Special awards go to CLEOPATRA for costuming (great thrift store Egyptian get-ups evocative of the Kuchar Brothers) and camera-work (the film's only bit of non-stationary cinematography, during a sexy Cleopatra dance); MY FAIR LADY for most ludicrous overacting; and LOLITA for most thorough engagement with the source material (the actors really seem to remember their Nobakov!). THE GRADUATE knock-off has good costuming, but unfortunately seems barely interested in engaging with its source. I couldn't quite figure out what the last segment was supposed to be, and despite featuring the most attractive bodies, it's a dud due to terrible camera angles that obscure the action (the cinematographer is so rigorous about maintaining his fixed camera position that the film starts to resemble some kind of formalist exercise).

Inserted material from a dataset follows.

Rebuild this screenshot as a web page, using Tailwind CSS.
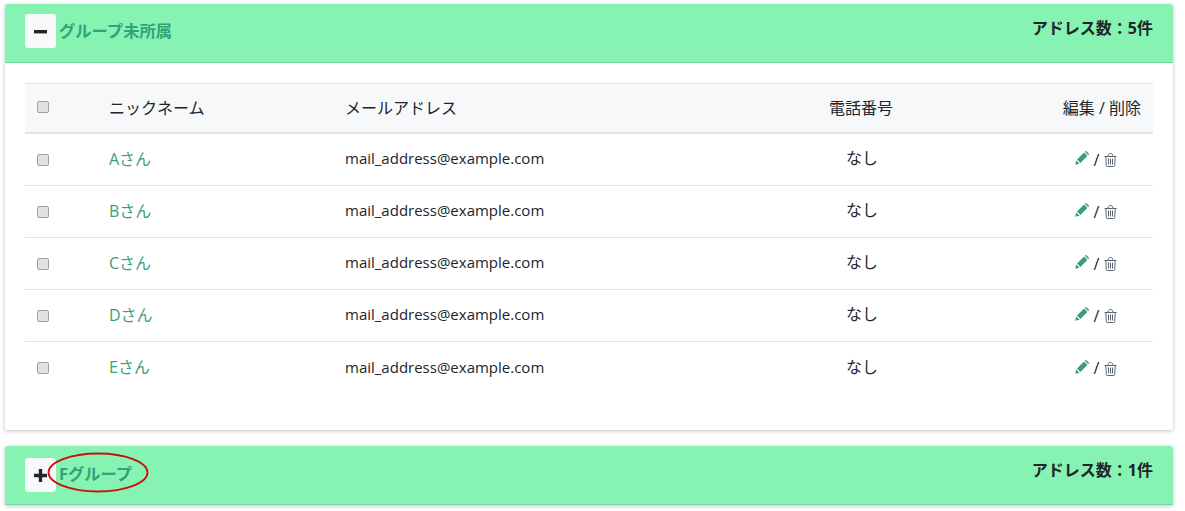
<!DOCTYPE html>
<html lang="ja">
<head>
<meta charset="UTF-8">
<title>アドレス帳</title>
<script src="https://cdn.jsdelivr.net/npm/@tailwindcss/browser@4"></script>
</head>
<body class="bg-white h-[511px] overflow-hidden font-['Open_Sans','Noto_Sans_CJK_JP',sans-serif] text-[#212529]">
<div class="pt-1 px-[5px] w-[1178px]">

  <!-- group 1 -->
  <section class="bg-white rounded-[3px] shadow-[0_1px_4px_rgba(0,0,0,0.25)] h-[426px]">
    <header class="h-[59px] bg-[#86f3b2] rounded-t-[3px] border-b border-[#76d8a0] flex justify-between pl-5 pr-5">
      <div class="flex items-start pt-[10px]">
        <button class="w-[31px] h-[34px] bg-[#f8f9fa] rounded-[3px] flex items-center justify-center">
          <svg width="13" height="13" viewBox="0 0 13 13"><rect x="0" y="5" width="13" height="3.4" fill="#212529"/></svg>
        </button>
        <span class="ml-[3px] mt-[6px] text-[16.3px] leading-[22px] font-bold text-[#2fa37a]">グループ未所属</span>
      </div>
      <div class="pt-[13px] text-[16px] leading-[22px] font-bold text-[#212529]">アドレス数：5件</div>
    </header>

    <div class="px-5 pt-5">
      <div class="border-t border-[#dee2e6]">
        <div class="grid grid-cols-[84px_236px_396px_240px_172px] h-[50px] items-center bg-[#f7f8fa] border-b-2 border-[#e0e0ea] text-[16px]">
          <div class="pl-3 flex -mt-[3px]"><input type="checkbox" class="appearance-none w-[12px] h-[12px] bg-[#e2e2e2] border border-[#a0a0a0] rounded-[2px]"></div>
          <div>ニックネーム</div>
          <div>メールアドレス</div>
          <div class="text-center">電話番号</div>
          <div class="text-right pr-3">編集 / 削除</div>
        </div>

        <div class="grid grid-cols-[84px_236px_396px_240px_172px] h-[52px] items-center border-b border-[#dee2e6] text-[15px]">
          <div class="pl-3 flex"><input type="checkbox" class="appearance-none w-[12px] h-[12px] bg-[#e2e2e2] border border-[#a0a0a0] rounded-[2px]"></div>
          <a class="text-[16px] text-[#3c9d7c] -mt-[2px]">Aさん</a>
          <div class="-mt-[2px]">mail_address@example.com</div>
          <div class="text-center text-[16px] -mt-[3px] pl-[2px]">なし</div>
          <div class="flex items-center justify-center pl-[58px] gap-[5px]">
            <svg class="-mt-[3px]" width="14" height="14" viewBox="0 0 14 14" fill="#3c9d7c"><path d="M.3 13.7 1.2 9.4l3.4 3.4zM2 8.6 9 1.6l3.4 3.4-7 7zM9.8.8l.6-.6c.3-.3.7-.3 1 0l2.4 2.4c.3.3.3.7 0 1l-.6.6z"/></svg>
            <span class="text-[16px] leading-none">/</span>
            <svg class="mt-[1px]" width="13" height="14" viewBox="0 0 13 14" fill="none" stroke="#5a6570"><path d="M.5 3.5h12M4 3.5c.2-2 .8-3 2.5-3s2.300 1 2.500 3M1.800 3.500l.5 9.200q.1.800 1 .800h6.400q.9 0 1-.8l.5-9.200M4.500 5.500v6M6.500 5.500v6M8.500 5.500v6"/></svg>
          </div>
        </div>

        <div class="grid grid-cols-[84px_236px_396px_240px_172px] h-[52px] items-center border-b border-[#dee2e6] text-[15px]">
          <div class="pl-3 flex"><input type="checkbox" class="appearance-none w-[12px] h-[12px] bg-[#e2e2e2] border border-[#a0a0a0] rounded-[2px]"></div>
          <a class="text-[16px] text-[#3c9d7c] -mt-[2px]">Bさん</a>
          <div class="-mt-[2px]">mail_address@example.com</div>
          <div class="text-center text-[16px] -mt-[3px] pl-[2px]">なし</div>
          <div class="flex items-center justify-center pl-[58px] gap-[5px]">
            <svg class="-mt-[3px]" width="14" height="14" viewBox="0 0 14 14" fill="#3c9d7c"><path d="M.3 13.7 1.2 9.4l3.4 3.4zM2 8.6 9 1.6l3.4 3.4-7 7zM9.8.8l.6-.6c.3-.3.7-.3 1 0l2.4 2.4c.3.3.3.7 0 1l-.6.6z"/></svg>
            <span class="text-[16px] leading-none">/</span>
            <svg class="mt-[1px]" width="13" height="14" viewBox="0 0 13 14" fill="none" stroke="#5a6570"><path d="M.5 3.5h12M4 3.5c.2-2 .8-3 2.5-3s2.300 1 2.500 3M1.800 3.500l.5 9.200q.1.800 1 .800h6.400q.9 0 1-.8l.5-9.200M4.500 5.500v6M6.500 5.500v6M8.500 5.500v6"/></svg>
          </div>
        </div>

        <div class="grid grid-cols-[84px_236px_396px_240px_172px] h-[52px] items-center border-b border-[#dee2e6] text-[15px]">
          <div class="pl-3 flex"><input type="checkbox" class="appearance-none w-[12px] h-[12px] bg-[#e2e2e2] border border-[#a0a0a0] rounded-[2px]"></div>
          <a class="text-[16px] text-[#3c9d7c] -mt-[2px]">Cさん</a>
          <div class="-mt-[2px]">mail_address@example.com</div>
          <div class="text-center text-[16px] -mt-[3px] pl-[2px]">なし</div>
          <div class="flex items-center justify-center pl-[58px] gap-[5px]">
            <svg class="-mt-[3px]" width="14" height="14" viewBox="0 0 14 14" fill="#3c9d7c"><path d="M.3 13.7 1.2 9.4l3.4 3.4zM2 8.6 9 1.6l3.4 3.4-7 7zM9.8.8l.6-.6c.3-.3.7-.3 1 0l2.4 2.4c.3.3.3.7 0 1l-.6.6z"/></svg>
            <span class="text-[16px] leading-none">/</span>
            <svg class="mt-[1px]" width="13" height="14" viewBox="0 0 13 14" fill="none" stroke="#5a6570"><path d="M.5 3.5h12M4 3.5c.2-2 .8-3 2.5-3s2.300 1 2.500 3M1.800 3.500l.5 9.200q.1.800 1 .800h6.400q.9 0 1-.8l.5-9.200M4.500 5.500v6M6.500 5.500v6M8.500 5.500v6"/></svg>
          </div>
        </div>

        <div class="grid grid-cols-[84px_236px_396px_240px_172px] h-[52px] items-center border-b border-[#dee2e6] text-[15px]">
          <div class="pl-3 flex"><input type="checkbox" class="appearance-none w-[12px] h-[12px] bg-[#e2e2e2] border border-[#a0a0a0] rounded-[2px]"></div>
          <a class="text-[16px] text-[#3c9d7c] -mt-[2px]">Dさん</a>
          <div class="-mt-[2px]">mail_address@example.com</div>
          <div class="text-center text-[16px] -mt-[3px] pl-[2px]">なし</div>
          <div class="flex items-center justify-center pl-[58px] gap-[5px]">
            <svg class="-mt-[3px]" width="14" height="14" viewBox="0 0 14 14" fill="#3c9d7c"><path d="M.3 13.7 1.2 9.4l3.4 3.4zM2 8.6 9 1.6l3.4 3.4-7 7zM9.8.8l.6-.6c.3-.3.7-.3 1 0l2.4 2.4c.3.3.3.7 0 1l-.6.6z"/></svg>
            <span class="text-[16px] leading-none">/</span>
            <svg class="mt-[1px]" width="13" height="14" viewBox="0 0 13 14" fill="none" stroke="#5a6570"><path d="M.5 3.5h12M4 3.5c.2-2 .8-3 2.5-3s2.300 1 2.500 3M1.800 3.500l.5 9.200q.1.800 1 .800h6.400q.9 0 1-.8l.5-9.200M4.500 5.500v6M6.500 5.500v6M8.500 5.500v6"/></svg>
          </div>
        </div>

        <div class="grid grid-cols-[84px_236px_396px_240px_172px] h-[52px] items-center text-[15px]">
          <div class="pl-3 flex"><input type="checkbox" class="appearance-none w-[12px] h-[12px] bg-[#e2e2e2] border border-[#a0a0a0] rounded-[2px]"></div>
          <a class="text-[16px] text-[#3c9d7c] -mt-[2px]">Eさん</a>
          <div class="-mt-[2px]">mail_address@example.com</div>
          <div class="text-center text-[16px] -mt-[3px] pl-[2px]">なし</div>
          <div class="flex items-center justify-center pl-[58px] gap-[5px]">
            <svg class="-mt-[3px]" width="14" height="14" viewBox="0 0 14 14" fill="#3c9d7c"><path d="M.3 13.7 1.2 9.4l3.4 3.4zM2 8.6 9 1.6l3.4 3.4-7 7zM9.8.8l.6-.6c.3-.3.7-.3 1 0l2.4 2.4c.3.3.3.7 0 1l-.6.6z"/></svg>
            <span class="text-[16px] leading-none">/</span>
            <svg class="mt-[1px]" width="13" height="14" viewBox="0 0 13 14" fill="none" stroke="#5a6570"><path d="M.5 3.5h12M4 3.5c.2-2 .8-3 2.5-3s2.300 1 2.500 3M1.800 3.500l.5 9.200q.1.800 1 .800h6.400q.9 0 1-.8l.5-9.200M4.500 5.500v6M6.500 5.500v6M8.500 5.500v6"/></svg>
          </div>
        </div>
      </div>
    </div>
  </section>

  <!-- group 2 -->
  <section class="mt-4 rounded-[3px] shadow-[0_1px_4px_rgba(0,0,0,0.25)]">
    <header class="h-[59px] bg-[#86f3b2] rounded-t-[3px] border-b border-[#76d8a0] flex justify-between pl-5 pr-5">
      <div class="relative flex items-start pt-[12px]">
        <button class="w-[31px] h-[34px] bg-[#f8f9fa] rounded-[3px] flex items-center justify-center">
          <svg width="13" height="13" viewBox="0 0 13 13"><path d="M0 4.800h4.800V0h3.400v4.800H13v3.400H8.200V13H4.800V8.200H0z" fill="#212529"/></svg>
        </button>
        <span class="ml-[3px] mt-[5px] text-[16.3px] leading-[22px] font-bold text-[#2fa37a]">Fグループ</span>
        <svg class="absolute left-[22px] top-[6px]" width="102" height="41" viewBox="0 0 102 41" fill="none"><ellipse cx="51" cy="20.5" rx="49.5" ry="19" stroke="#c81010" stroke-width="1.8"/></svg>
      </div>
      <div class="pt-[13px] text-[16px] leading-[22px] font-bold text-[#212529]">アドレス数：1件</div>
    </header>
  </section>
</div>
</body>
</html>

Much gets made of the "so bad it's good" school of ironic film watching, but less is said about films so willfully awful they approach a form of cultural subversion. EVERYTHING YOU EVER WANTED TO SEE IN A Hollywood MOVIE provides exactly the opposite of what its title promises, compressing sweeping Tinseltown epics into temporal and physical spaces so small they suck every last drop of life from the material. If all this is the price to pay for a penetration, the film seems to suggest, it's too steep. Still, while not a particularly entertaining watch, I can't deny the movie has a weird train-wreck fascination, mainly as a result of its complete willingness to desecrate some of the greatest classics of American filmmaking. Less a parody of any one (or five) of these films than of the very notion of cinema itself, it's a movie I can't say I recommend, but I'm strangely glad I've seen.